The telephone at his elbow beeped patiently, and he picked it up. “Yeah?”
It was Toscanzio, of course. “You know who this is?” Of course he did; he had been waiting.
“Yes. I was sorry to hear about it. Is your family well?”
“I’ll tell them you asked. We have a little problem, eh?”
“I want you to know I’ve made arrangements for Paul’s … remains to be sent to his family out there. It’s all in their name, just as though they had picked the undertaker out of a phone book, but the bill … where do you want it sent?”
There was a long silence on the other end.
“Well, I’ll have it sent to you, and you can decide how you want to handle it.” That ought to give him the hint. Martillo never should have been operating in Vico’s town and not reporting to Vico.
“There’s going to be fallout from this.”
“What do you mean?”
“Our friend in California. Pauly was talking to important people to see if he could work out something in the way of clemency. But the way he went … I don’t see how we can send somebody else to walk into some senator’s office and start all over again. They get skittish when the last guy got a bullet in the head.”
“Have you talked to anybody else?”
“Some people in Chicago.”
“You know what I mean. Did you call anybody in New York?”
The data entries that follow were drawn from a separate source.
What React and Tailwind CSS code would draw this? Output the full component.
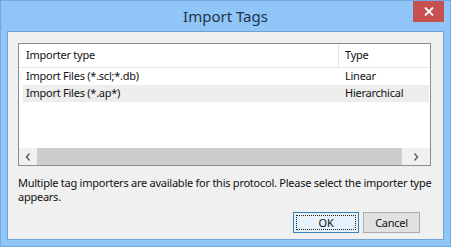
export default function App() {
  const font = { fontFamily: '"Noto Sans", "Open Sans", sans-serif' };
  return (
    <div className="w-[451px] h-[247px] bg-[#8fc5f7] border border-[#74a9dd] flex flex-col relative" style={font}>
      <div className="h-[30px] flex items-center justify-center text-[15px] text-[#223447]">
        Import Tags
      </div>
      <div className="absolute top-0 right-[6px] w-[31px] h-[21px] bg-[#c75050] flex items-center justify-center">
        <svg width="10" height="9" viewBox="0 0 10 9">
          <path d="M1 0.5 L9 8.5 M9 0.5 L1 8.5" stroke="white" strokeWidth="1.8" />
        </svg>
      </div>
      <div className="mx-[6px] h-[209px] bg-[#f0f0f0] border border-[#6fa3d6] flex flex-col text-[11px] tracking-[-0.25px] text-[#111]">
        <div className="mt-[11px] ml-[10px] w-[413px] h-[123px] bg-white border border-[#8a8c8f] flex flex-col">
          <div className="h-[24px] flex border-b border-[#e8e8e8]">
            <div className="w-[320px] border-r border-[#e5e5e5] pl-[7px] flex items-center">Importer type</div>
            <div className="pl-[6px] flex items-center">Type</div>
          </div>
          <div className="h-[17px] flex items-center">
            <div className="w-[321px] pl-[7px]">Import Files (*.scl;*.db)</div>
            <div className="pl-[5px]">Linear</div>
          </div>
          <div className="h-[17px] flex items-center ml-[4px] mr-[1px] bg-[#ededed]">
            <div className="w-[317px] pl-[3px]">Import Files (*.ap*)</div>
            <div className="pl-[5px]">Hierarchical</div>
          </div>
          <div className="flex-1" />
          <div className="h-[17px] flex bg-[#f0f0f0]">
            <div className="w-[18px] flex items-center justify-center">
              <svg width="6" height="8" viewBox="0 0 6 8"><path d="M4.5 0.5 L1.5 4 L4.5 7.5" stroke="#606060" strokeWidth="1.5" fill="none" /></svg>
            </div>
            <div className="flex-1 bg-[#cdcdcd]" />
            <div className="w-[28px] flex items-center justify-center">
              <svg width="6" height="8" viewBox="0 0 6 8"><path d="M1.5 0.5 L4.5 4 L1.5 7.5" stroke="#606060" strokeWidth="1.5" fill="none" /></svg>
            </div>
          </div>
        </div>
        <div className="ml-[10px] mt-[10px] leading-[14px] w-[420px]">
          Multiple tag importers are available for this protocol. Please select the importer type appears.
        </div>
        <div className="flex-1" />
        <div className="flex justify-end gap-[4px] mr-[23px] mb-[6px]">
          <div className="w-[66px] h-[21px] border border-[#3c7fb1] bg-[#e5f1fb] p-[2px]">
            <div className="w-full h-full border border-dotted border-[#222] flex items-center justify-center leading-none">OK</div>
          </div>
          <div className="w-[57px] h-[21px] border border-[#adadad] bg-[#e1e1e1] flex items-center justify-center leading-none">Cancel</div>
        </div>
      </div>
    </div>
  );
}
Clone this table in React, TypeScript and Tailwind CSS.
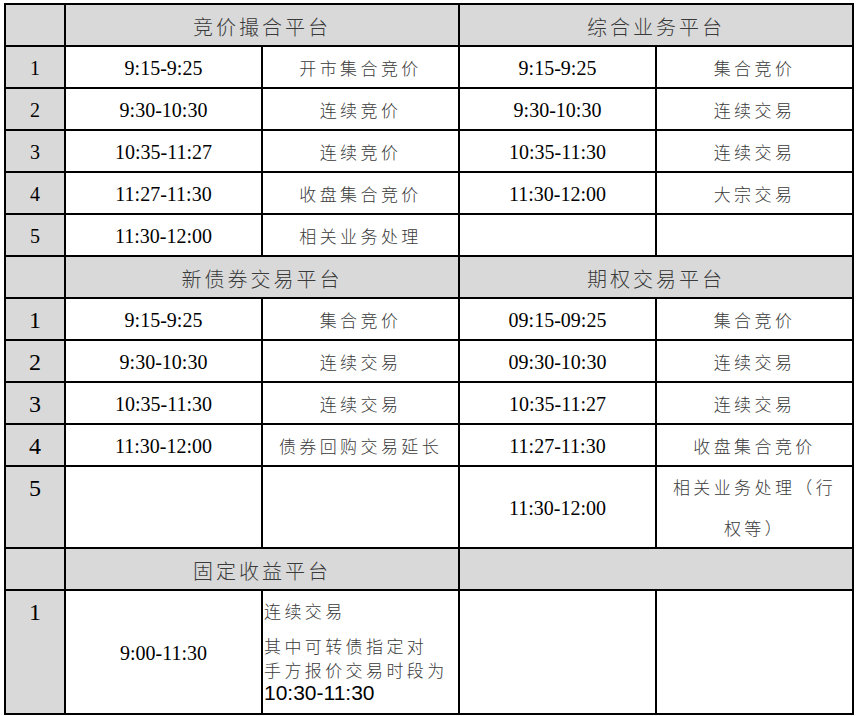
const serif = "font-['Liberation_Serif','Times_New_Roman',serif] text-black"
const cjk = "font-['Noto_Sans_CJK_SC','Noto_Sans',sans-serif] font-light text-[#3a3a3a]"

type Row = [string, string, string, string, string]

const block1: Row[] = [
  ['1', '9:15-9:25', '开市集合竞价', '9:15-9:25', '集合竞价'],
  ['2', '9:30-10:30', '连续竞价', '9:30-10:30', '连续交易'],
  ['3', '10:35-11:27', '连续竞价', '10:35-11:30', '连续交易'],
  ['4', '11:27-11:30', '收盘集合竞价', '11:30-12:00', '大宗交易'],
  ['5', '11:30-12:00', '相关业务处理', '', ''],
]

const block2: Row[] = [
  ['1', '9:15-9:25', '集合竞价', '09:15-09:25', '集合竞价'],
  ['2', '9:30-10:30', '连续交易', '09:30-10:30', '连续交易'],
  ['3', '10:35-11:30', '连续交易', '10:35-11:27', '连续交易'],
  ['4', '11:30-12:00', '债券回购交易延长', '11:27-11:30', '收盘集合竞价'],
]

function Header({ left, right }: { left: string; right?: string }) {
  return (
    <>
      <div className="bg-[#d9d9d9]" />
      <div className={`col-span-2 flex items-center justify-center bg-[#d9d9d9] pt-[3px] text-[20px] tracking-[3px] ${cjk}`}>
        {left}
      </div>
      <div className={`col-span-2 flex items-center justify-center bg-[#d9d9d9] pt-[3px] text-[20px] tracking-[3px] ${cjk}`}>
        {right}
      </div>
    </>
  )
}

function Num({ n, big }: { n: string; big?: boolean }) {
  return (
    <div className={`flex items-center justify-center bg-[#d9d9d9] pt-[2px] ${big ? 'text-[24px]' : 'text-[20px]'} ${serif}`}>
      {n}
    </div>
  )
}

function Time({ t }: { t: string }) {
  return (
    <div className={`flex items-center justify-center bg-white pt-[2px] text-[20px] ${serif}`}>{t}</div>
  )
}

function Label({ t }: { t: string }) {
  return (
    <div className={`flex items-center justify-center bg-white pt-[1px] text-[17px] tracking-[3.4px] ${cjk}`}>{t}</div>
  )
}

function Rows({ rows, big }: { rows: Row[]; big?: boolean }) {
  return (
    <>
      {rows.map((r, i) => (
        <div key={i} className="contents">
          <Num n={r[0]} big={big} />
          <Time t={r[1]} />
          <Label t={r[2]} />
          <Time t={r[3]} />
          <Label t={r[4]} />
        </div>
      ))}
    </>
  )
}

export default function App() {
  return (
    <div className="min-h-[716px] bg-white pl-[4px] pt-[3px]">
      <div className="grid w-fit grid-cols-[58px_195px_195px_195px_195px] grid-rows-[repeat(11,40px)_80px_40px_122px] gap-[2px] bg-black p-[2px]">
        <Header left="竞价撮合平台" right="综合业务平台" />
        <Rows rows={block1} />

        <Header left="新债券交易平台" right="期权交易平台" />
        <Rows rows={block2} big />

        {/* tall row 5 */}
        <div className={`flex items-start justify-center bg-[#d9d9d9] pt-[7px] text-[24px] leading-[28px] ${serif}`}>5</div>
        <div className="bg-white" />
        <div className="bg-white" />
        <Time t="11:30-12:00" />
        <div className={`flex flex-col items-center justify-center bg-white text-center text-[17px] leading-[41px] tracking-[3.4px] ${cjk}`}>
          <span>相关业务处理（行</span>
          <span>权等）</span>
        </div>

        <Header left="固定收益平台" />

        {/* fixed income row */}
        <div className={`flex items-start justify-center bg-[#d9d9d9] pt-[7px] text-[24px] leading-[28px] ${serif}`}>1</div>
        <Time t="9:00-11:30" />
        <div className="flex flex-col bg-white pl-[1px] pt-[8px]">
          <span className={`text-[17px] leading-[24px] tracking-[3.4px] ${cjk}`}>连续交易</span>
          <span className={`mt-[11px] text-[17px] leading-[24px] tracking-[3.4px] ${cjk}`}>其中可转债指定对</span>
          <span className={`text-[17px] leading-[24px] tracking-[3.4px] ${cjk}`}>手方报价交易时段为</span>
          <span className="font-['Liberation_Sans',Arial,sans-serif] text-[21px] leading-[22px] text-black">10:30-11:30</span>
        </div>
        <div className="bg-white" />
        <div className="bg-white" />
      </div>
    </div>
  )
}
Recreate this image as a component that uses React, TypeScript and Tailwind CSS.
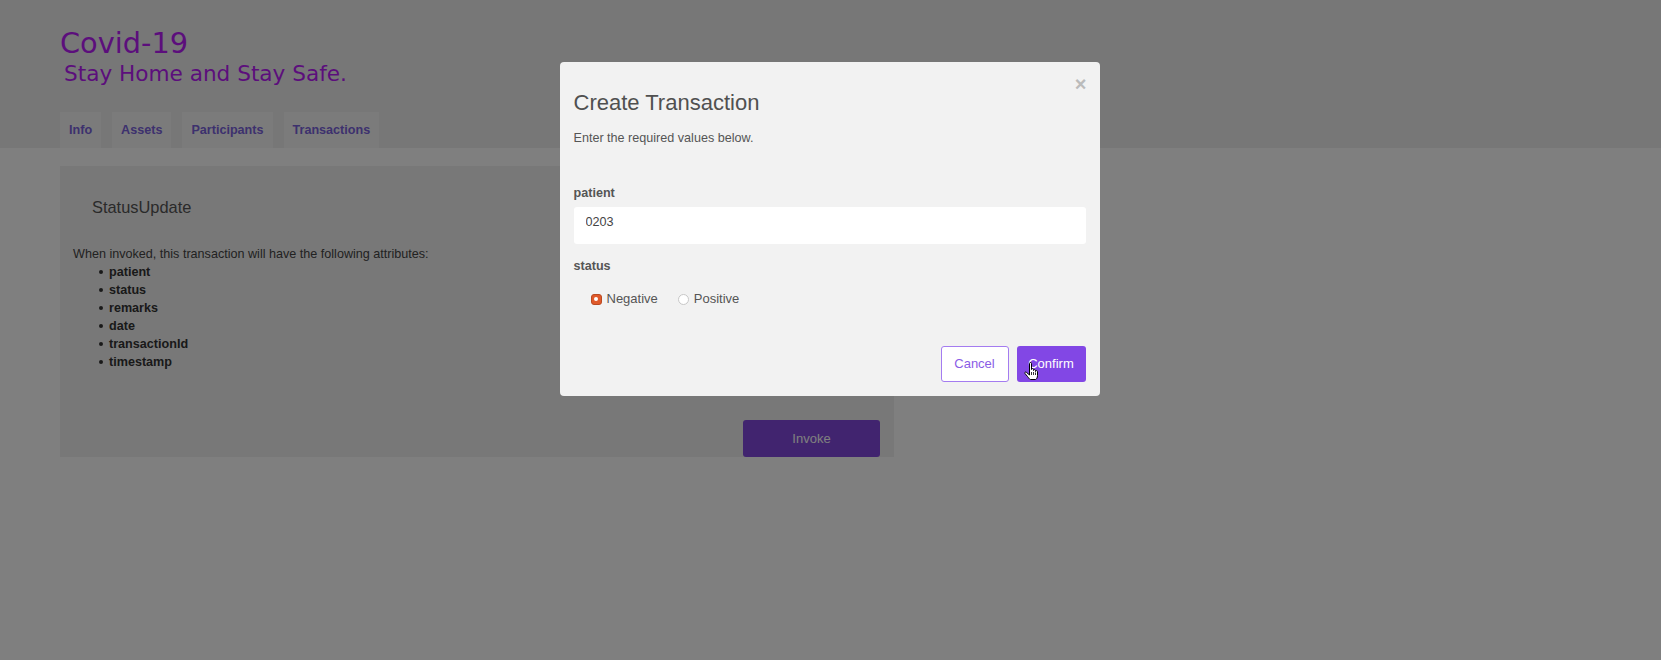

“I didn’t think that was a good idea. Look, he’s going to get out sooner or later. When he does, I don’t want to be the one who said we gave up on his problem. Do you?”
Vico’s smile was audible. “I didn’t. I’m working on it right now. By morning I should have something to ship to his people in New York.”
“Really?”
“Really.”
Vico could tell that Toscanzio was already trying to figure out if he should call the Balacontano family in New York, or whether there was some way of talking directly to Carl Bala in prison. Let him. If Vico did get the body, he would make sure Bala knew where it came from. If he didn’t, Toscanzio would be the one Bala hated for getting his hopes up.
“That’s good news.”
“I’ll let you know when it’s done.”
“Thank you. My best to your family.”
“Good-bye.”
Vico hung up the telephone and went back to staring at the fire. It was a good feeling. It was as though the whole world—not just the people, but the natural forces, the wind and the stars—were working for him.
Wolf switched off the headlights before he turned the car into the driveway, and stopped it before it could trigger the electric eye that would buzz the intercom inside. He turned off the engine, popped the hood and went around to the front of the car. In the last few days he had found that he wasn’t as good with cars as he used to be. They had changed a lot while he was gone, without changing at all. But he still knew how to yank out wires and hoses.
When he was satisfied, he closed the hood quietly and turned his attention to the electric eye. There was a little light and a receptor on each side of the driveway. If he didn’t disconnect both sides of it at once, a light was going to stop hitting a receptor and it would buzz. The way to handle this kind of system was to put a mirror at exactly the right angle in front of each box so that it detected its own light, but he wasn’t prepared to screw around with that. He studied the system carefully. The wiring would be steel-jacketed and buried inside a pipe, and some of it must run under the driveway. But the vulnerability of a system that had lights was that there must be a way to change a bulb without setting it off.